Fortunately for the Buckeyes, Nova —for as improved as he's been this season — isn't regarded as top-tier quarterback. To state the obvious, Ohio State will try and exploit his tendency to throw interceptions.
"That’s something that we definitely watch and feel like we can take advantage of. Because I mean, sometimes, he does get a little bit rattled and feels like he has to just throw it up there," redshirt freshman cornerback and New Jersey native Eli Apple said Wednesday. "But that’s something we’re going to try and capitalize on as a defense."

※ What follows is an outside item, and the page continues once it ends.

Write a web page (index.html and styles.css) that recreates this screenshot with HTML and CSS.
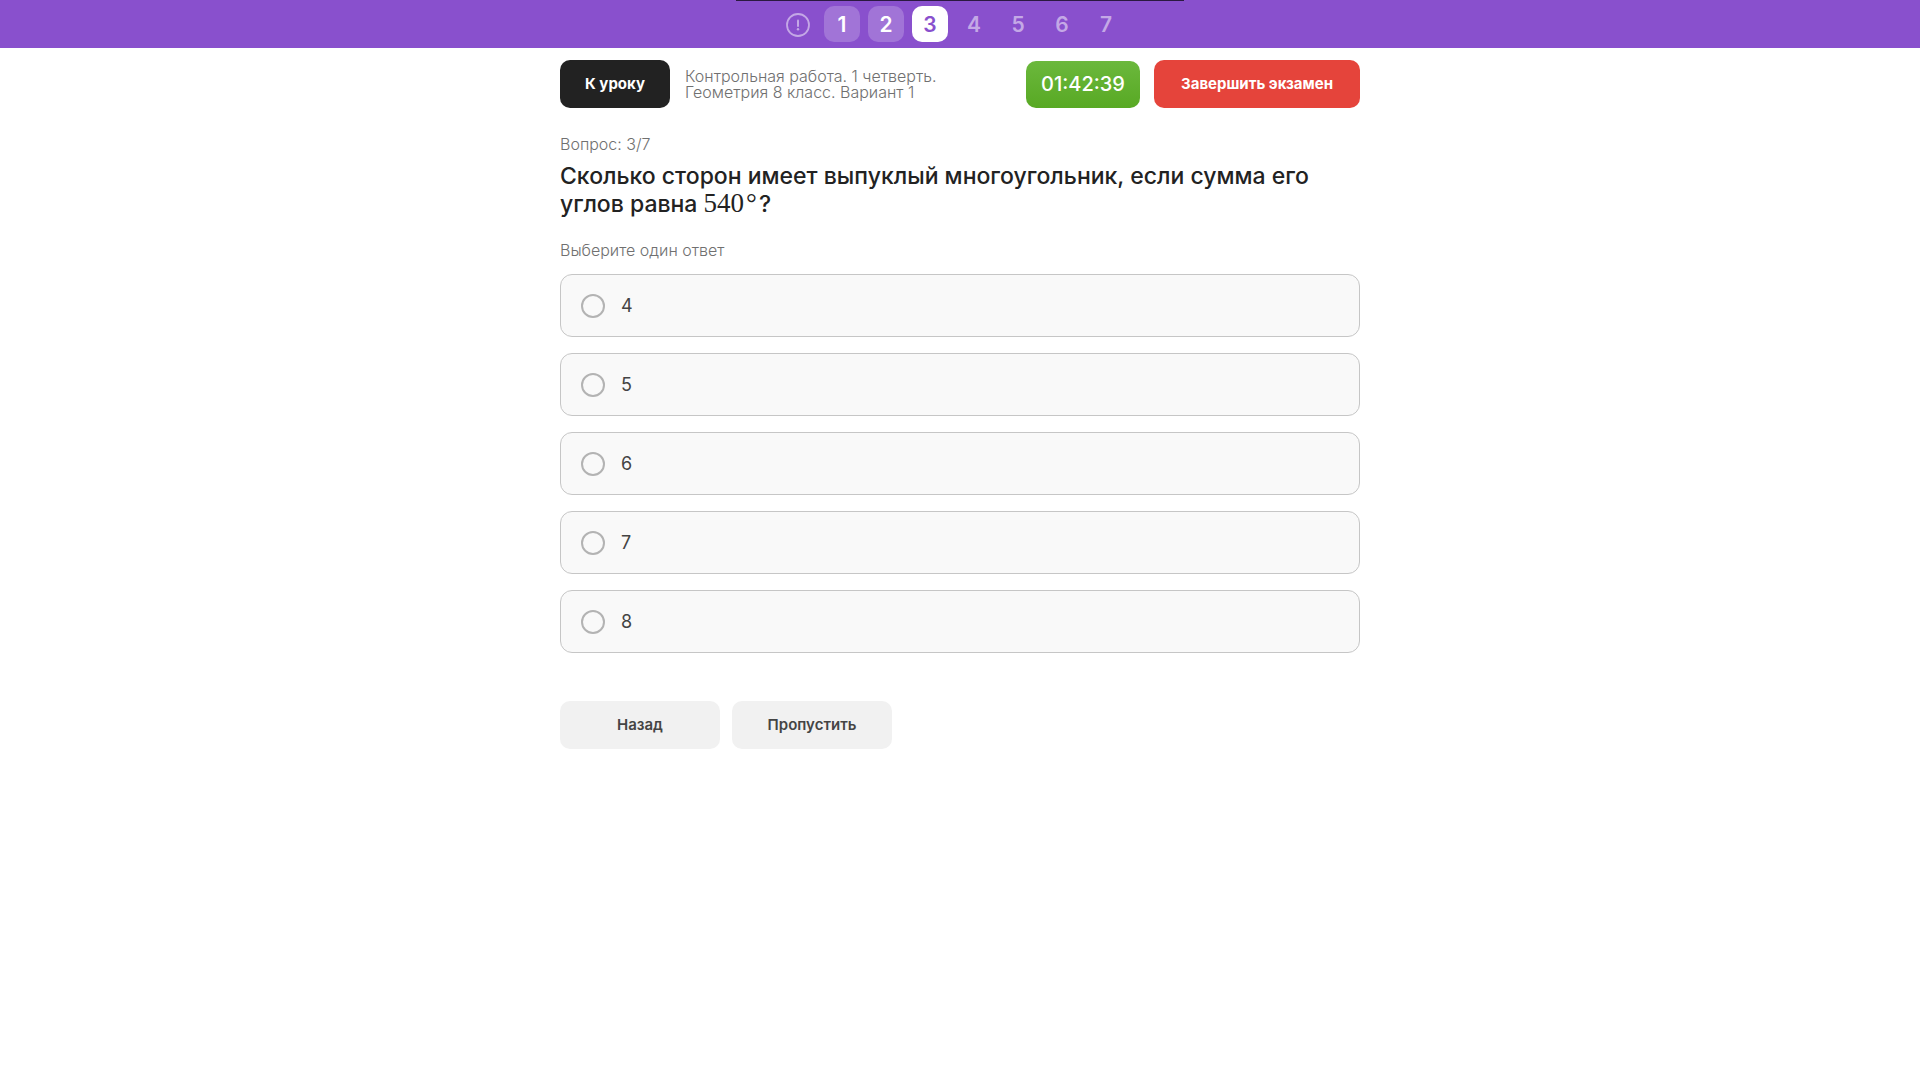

If the Buckeyes can do that, they should be able to snuff out any hope of an upset Saturday.
How It'll Play Out
Despite a bye week that threatened to slow down Ohio State's growing momentum, the Buckeyes come out as a team motivated to reassert themselves in a fluid national picture. Though their loss to Virginia Tech looks worse with every week (the Hokies are now 4-3 after losing to Pittsburgh Thursday night), the door to a spot in the college football playoff is cracked open.
For Meyer's squad to impress the committee that will decide its fate, Ohio State must win out and do so in dominating fashion. Expect them to play with such a mentality against a Rutgers team that, on paper, seems overmatched.
J.T. Barrett, who's been more successful than probably anyone couldn't imagined, has little trouble completing short, but effective, passes to a band of emerging playmakers in Elliott, Thomas, Wilson and Marshall. Ohio State's ability to strike a balance between the run-pass games keeps the Scarlet Knights off balance in front of the most hostile crowd they've faced all season.
Gary Nova, who was so superb against Michigan, falls backs into old habits under pressure. Against a Penn State defense that ranks in the top five for total and scoring defense, he threw five interceptions. He makes similar errors against the Buckeyes and, as a result, Rutgers is forced to overcome not only a motivated Ohio State team but itself as well.
ELEVEN WARRIORS STAFF PREDICTION: Ohio State 45, Rutgers 24.